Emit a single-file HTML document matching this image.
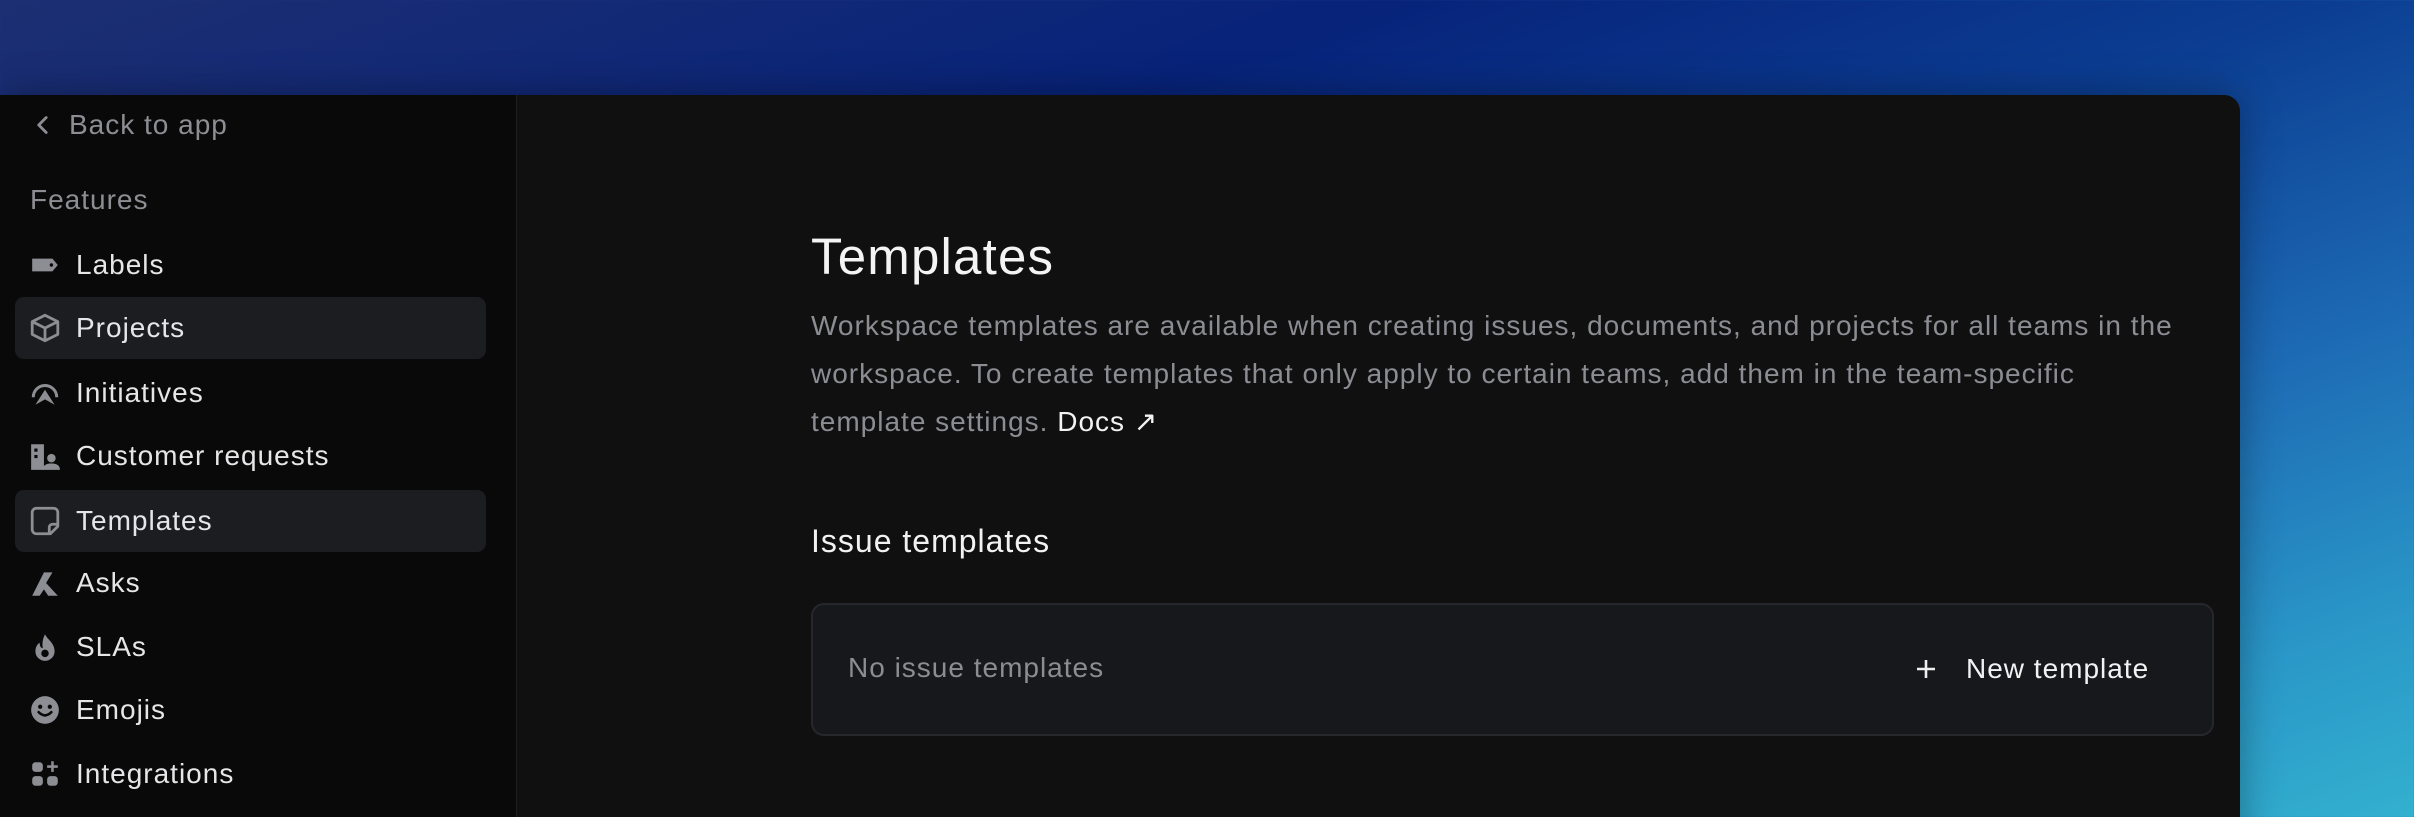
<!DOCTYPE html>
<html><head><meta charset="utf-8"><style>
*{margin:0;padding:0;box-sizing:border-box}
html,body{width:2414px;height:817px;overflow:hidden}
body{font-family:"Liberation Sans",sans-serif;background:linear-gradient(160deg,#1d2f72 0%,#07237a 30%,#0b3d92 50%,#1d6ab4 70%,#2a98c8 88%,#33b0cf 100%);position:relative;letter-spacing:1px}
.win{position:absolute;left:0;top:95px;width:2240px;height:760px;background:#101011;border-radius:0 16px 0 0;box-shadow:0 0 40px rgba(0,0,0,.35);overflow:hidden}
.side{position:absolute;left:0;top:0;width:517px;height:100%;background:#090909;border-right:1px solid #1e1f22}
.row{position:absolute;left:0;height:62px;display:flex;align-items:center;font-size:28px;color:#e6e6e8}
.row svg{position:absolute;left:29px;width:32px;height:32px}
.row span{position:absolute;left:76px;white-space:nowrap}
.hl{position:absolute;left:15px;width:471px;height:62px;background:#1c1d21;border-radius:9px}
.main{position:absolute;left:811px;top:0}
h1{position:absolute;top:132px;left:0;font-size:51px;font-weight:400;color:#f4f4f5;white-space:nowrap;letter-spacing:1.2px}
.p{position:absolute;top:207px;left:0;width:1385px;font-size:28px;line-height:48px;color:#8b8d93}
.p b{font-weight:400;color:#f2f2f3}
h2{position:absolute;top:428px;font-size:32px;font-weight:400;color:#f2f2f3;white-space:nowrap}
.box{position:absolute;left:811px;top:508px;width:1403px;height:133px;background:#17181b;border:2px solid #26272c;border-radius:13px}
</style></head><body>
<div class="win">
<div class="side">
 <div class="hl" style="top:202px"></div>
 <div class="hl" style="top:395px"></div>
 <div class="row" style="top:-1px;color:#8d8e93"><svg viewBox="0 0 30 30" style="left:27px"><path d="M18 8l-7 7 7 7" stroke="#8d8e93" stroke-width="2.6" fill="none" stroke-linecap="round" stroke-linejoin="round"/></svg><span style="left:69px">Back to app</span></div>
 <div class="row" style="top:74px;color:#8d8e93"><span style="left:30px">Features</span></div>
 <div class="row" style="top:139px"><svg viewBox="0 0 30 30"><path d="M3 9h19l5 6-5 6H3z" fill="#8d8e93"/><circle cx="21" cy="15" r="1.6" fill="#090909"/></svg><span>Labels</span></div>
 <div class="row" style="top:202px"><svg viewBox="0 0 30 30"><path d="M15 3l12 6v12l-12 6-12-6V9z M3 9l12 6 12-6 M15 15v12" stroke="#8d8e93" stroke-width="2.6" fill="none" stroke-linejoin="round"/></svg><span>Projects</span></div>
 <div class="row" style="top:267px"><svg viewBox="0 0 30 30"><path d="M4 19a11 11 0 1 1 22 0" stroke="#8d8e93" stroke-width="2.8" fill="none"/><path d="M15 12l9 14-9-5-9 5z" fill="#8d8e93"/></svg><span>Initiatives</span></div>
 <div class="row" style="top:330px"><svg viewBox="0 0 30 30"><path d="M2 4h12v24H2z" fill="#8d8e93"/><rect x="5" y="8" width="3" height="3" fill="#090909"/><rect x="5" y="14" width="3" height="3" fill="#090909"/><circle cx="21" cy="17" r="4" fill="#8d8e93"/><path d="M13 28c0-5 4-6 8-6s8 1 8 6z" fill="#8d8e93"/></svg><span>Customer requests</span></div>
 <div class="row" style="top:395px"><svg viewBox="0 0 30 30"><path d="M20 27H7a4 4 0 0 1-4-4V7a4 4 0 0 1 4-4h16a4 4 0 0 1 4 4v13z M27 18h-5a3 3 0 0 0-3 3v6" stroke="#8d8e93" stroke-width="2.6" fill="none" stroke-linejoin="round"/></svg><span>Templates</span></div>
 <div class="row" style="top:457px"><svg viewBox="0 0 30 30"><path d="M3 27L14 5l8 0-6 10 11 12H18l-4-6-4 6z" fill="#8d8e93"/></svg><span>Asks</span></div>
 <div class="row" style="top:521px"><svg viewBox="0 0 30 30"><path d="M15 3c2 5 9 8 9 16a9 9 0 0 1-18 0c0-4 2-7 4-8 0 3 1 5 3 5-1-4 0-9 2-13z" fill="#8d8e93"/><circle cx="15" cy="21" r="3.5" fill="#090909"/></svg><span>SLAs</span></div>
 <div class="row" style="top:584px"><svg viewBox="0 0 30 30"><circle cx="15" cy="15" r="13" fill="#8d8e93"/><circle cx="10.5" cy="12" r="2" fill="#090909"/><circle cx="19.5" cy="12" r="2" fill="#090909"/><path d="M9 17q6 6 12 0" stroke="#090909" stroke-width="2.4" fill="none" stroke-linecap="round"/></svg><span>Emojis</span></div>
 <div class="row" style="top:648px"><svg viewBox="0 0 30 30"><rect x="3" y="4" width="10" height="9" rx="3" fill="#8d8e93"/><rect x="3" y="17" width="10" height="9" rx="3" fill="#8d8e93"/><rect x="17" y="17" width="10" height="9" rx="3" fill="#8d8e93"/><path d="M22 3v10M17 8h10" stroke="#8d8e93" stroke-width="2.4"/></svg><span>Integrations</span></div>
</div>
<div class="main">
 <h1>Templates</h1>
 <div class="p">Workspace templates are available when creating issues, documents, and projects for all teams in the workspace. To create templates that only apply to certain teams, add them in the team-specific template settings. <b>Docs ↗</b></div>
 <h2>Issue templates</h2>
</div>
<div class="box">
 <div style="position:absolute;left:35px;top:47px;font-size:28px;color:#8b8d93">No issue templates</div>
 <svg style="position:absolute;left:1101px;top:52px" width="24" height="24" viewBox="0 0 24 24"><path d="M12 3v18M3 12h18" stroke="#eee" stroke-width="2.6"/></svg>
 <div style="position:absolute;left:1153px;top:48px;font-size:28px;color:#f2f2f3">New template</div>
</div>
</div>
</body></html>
··········
=== WHAT THE TASK REQUIRES ===
Restate the data above word for word. Skip every picture.

=== REPLY ===
Emit a single-file HTML document matching this image.
<!DOCTYPE html>
<html><head><meta charset="utf-8"><style>
*{margin:0;padding:0;box-sizing:border-box}
html,body{width:2414px;height:817px;overflow:hidden}
body{font-family:"Liberation Sans",sans-serif;background:linear-gradient(160deg,#1d2f72 0%,#07237a 30%,#0b3d92 50%,#1d6ab4 70%,#2a98c8 88%,#33b0cf 100%);position:relative;letter-spacing:1px}
.win{position:absolute;left:0;top:95px;width:2240px;height:760px;background:#101011;border-radius:0 16px 0 0;box-shadow:0 0 40px rgba(0,0,0,.35);overflow:hidden}
.side{position:absolute;left:0;top:0;width:517px;height:100%;background:#090909;border-right:1px solid #1e1f22}
.row{position:absolute;left:0;height:62px;display:flex;align-items:center;font-size:28px;color:#e6e6e8}
.row svg{position:absolute;left:29px;width:32px;height:32px}
.row span{position:absolute;left:76px;white-space:nowrap}
.hl{position:absolute;left:15px;width:471px;height:62px;background:#1c1d21;border-radius:9px}
.main{position:absolute;left:811px;top:0}
h1{position:absolute;top:132px;left:0;font-size:51px;font-weight:400;color:#f4f4f5;white-space:nowrap;letter-spacing:1.2px}
.p{position:absolute;top:207px;left:0;width:1385px;font-size:28px;line-height:48px;color:#8b8d93}
.p b{font-weight:400;color:#f2f2f3}
h2{position:absolute;top:428px;font-size:32px;font-weight:400;color:#f2f2f3;white-space:nowrap}
.box{position:absolute;left:811px;top:508px;width:1403px;height:133px;background:#17181b;border:2px solid #26272c;border-radius:13px}
</style></head><body>
<div class="win">
<div class="side">
 <div class="hl" style="top:202px"></div>
 <div class="hl" style="top:395px"></div>
 <div class="row" style="top:-1px;color:#8d8e93"><svg viewBox="0 0 30 30" style="left:27px"><path d="M18 8l-7 7 7 7" stroke="#8d8e93" stroke-width="2.6" fill="none" stroke-linecap="round" stroke-linejoin="round"/></svg><span style="left:69px">Back to app</span></div>
 <div class="row" style="top:74px;color:#8d8e93"><span style="left:30px">Features</span></div>
 <div class="row" style="top:139px"><svg viewBox="0 0 30 30"><path d="M3 9h19l5 6-5 6H3z" fill="#8d8e93"/><circle cx="21" cy="15" r="1.6" fill="#090909"/></svg><span>Labels</span></div>
 <div class="row" style="top:202px"><svg viewBox="0 0 30 30"><path d="M15 3l12 6v12l-12 6-12-6V9z M3 9l12 6 12-6 M15 15v12" stroke="#8d8e93" stroke-width="2.6" fill="none" stroke-linejoin="round"/></svg><span>Projects</span></div>
 <div class="row" style="top:267px"><svg viewBox="0 0 30 30"><path d="M4 19a11 11 0 1 1 22 0" stroke="#8d8e93" stroke-width="2.8" fill="none"/><path d="M15 12l9 14-9-5-9 5z" fill="#8d8e93"/></svg><span>Initiatives</span></div>
 <div class="row" style="top:330px"><svg viewBox="0 0 30 30"><path d="M2 4h12v24H2z" fill="#8d8e93"/><rect x="5" y="8" width="3" height="3" fill="#090909"/><rect x="5" y="14" width="3" height="3" fill="#090909"/><circle cx="21" cy="17" r="4" fill="#8d8e93"/><path d="M13 28c0-5 4-6 8-6s8 1 8 6z" fill="#8d8e93"/></svg><span>Customer requests</span></div>
 <div class="row" style="top:395px"><svg viewBox="0 0 30 30"><path d="M20 27H7a4 4 0 0 1-4-4V7a4 4 0 0 1 4-4h16a4 4 0 0 1 4 4v13z M27 18h-5a3 3 0 0 0-3 3v6" stroke="#8d8e93" stroke-width="2.6" fill="none" stroke-linejoin="round"/></svg><span>Templates</span></div>
 <div class="row" style="top:457px"><svg viewBox="0 0 30 30"><path d="M3 27L14 5l8 0-6 10 11 12H18l-4-6-4 6z" fill="#8d8e93"/></svg><span>Asks</span></div>
 <div class="row" style="top:521px"><svg viewBox="0 0 30 30"><path d="M15 3c2 5 9 8 9 16a9 9 0 0 1-18 0c0-4 2-7 4-8 0 3 1 5 3 5-1-4 0-9 2-13z" fill="#8d8e93"/><circle cx="15" cy="21" r="3.5" fill="#090909"/></svg><span>SLAs</span></div>
 <div class="row" style="top:584px"><svg viewBox="0 0 30 30"><circle cx="15" cy="15" r="13" fill="#8d8e93"/><circle cx="10.5" cy="12" r="2" fill="#090909"/><circle cx="19.5" cy="12" r="2" fill="#090909"/><path d="M9 17q6 6 12 0" stroke="#090909" stroke-width="2.4" fill="none" stroke-linecap="round"/></svg><span>Emojis</span></div>
 <div class="row" style="top:648px"><svg viewBox="0 0 30 30"><rect x="3" y="4" width="10" height="9" rx="3" fill="#8d8e93"/><rect x="3" y="17" width="10" height="9" rx="3" fill="#8d8e93"/><rect x="17" y="17" width="10" height="9" rx="3" fill="#8d8e93"/><path d="M22 3v10M17 8h10" stroke="#8d8e93" stroke-width="2.4"/></svg><span>Integrations</span></div>
</div>
<div class="main">
 <h1>Templates</h1>
 <div class="p">Workspace templates are available when creating issues, documents, and projects for all teams in the workspace. To create templates that only apply to certain teams, add them in the team-specific template settings. <b>Docs ↗</b></div>
 <h2>Issue templates</h2>
</div>
<div class="box">
 <div style="position:absolute;left:35px;top:47px;font-size:28px;color:#8b8d93">No issue templates</div>
 <svg style="position:absolute;left:1101px;top:52px" width="24" height="24" viewBox="0 0 24 24"><path d="M12 3v18M3 12h18" stroke="#eee" stroke-width="2.6"/></svg>
 <div style="position:absolute;left:1153px;top:48px;font-size:28px;color:#f2f2f3">New template</div>
</div>
</div>
</body></html>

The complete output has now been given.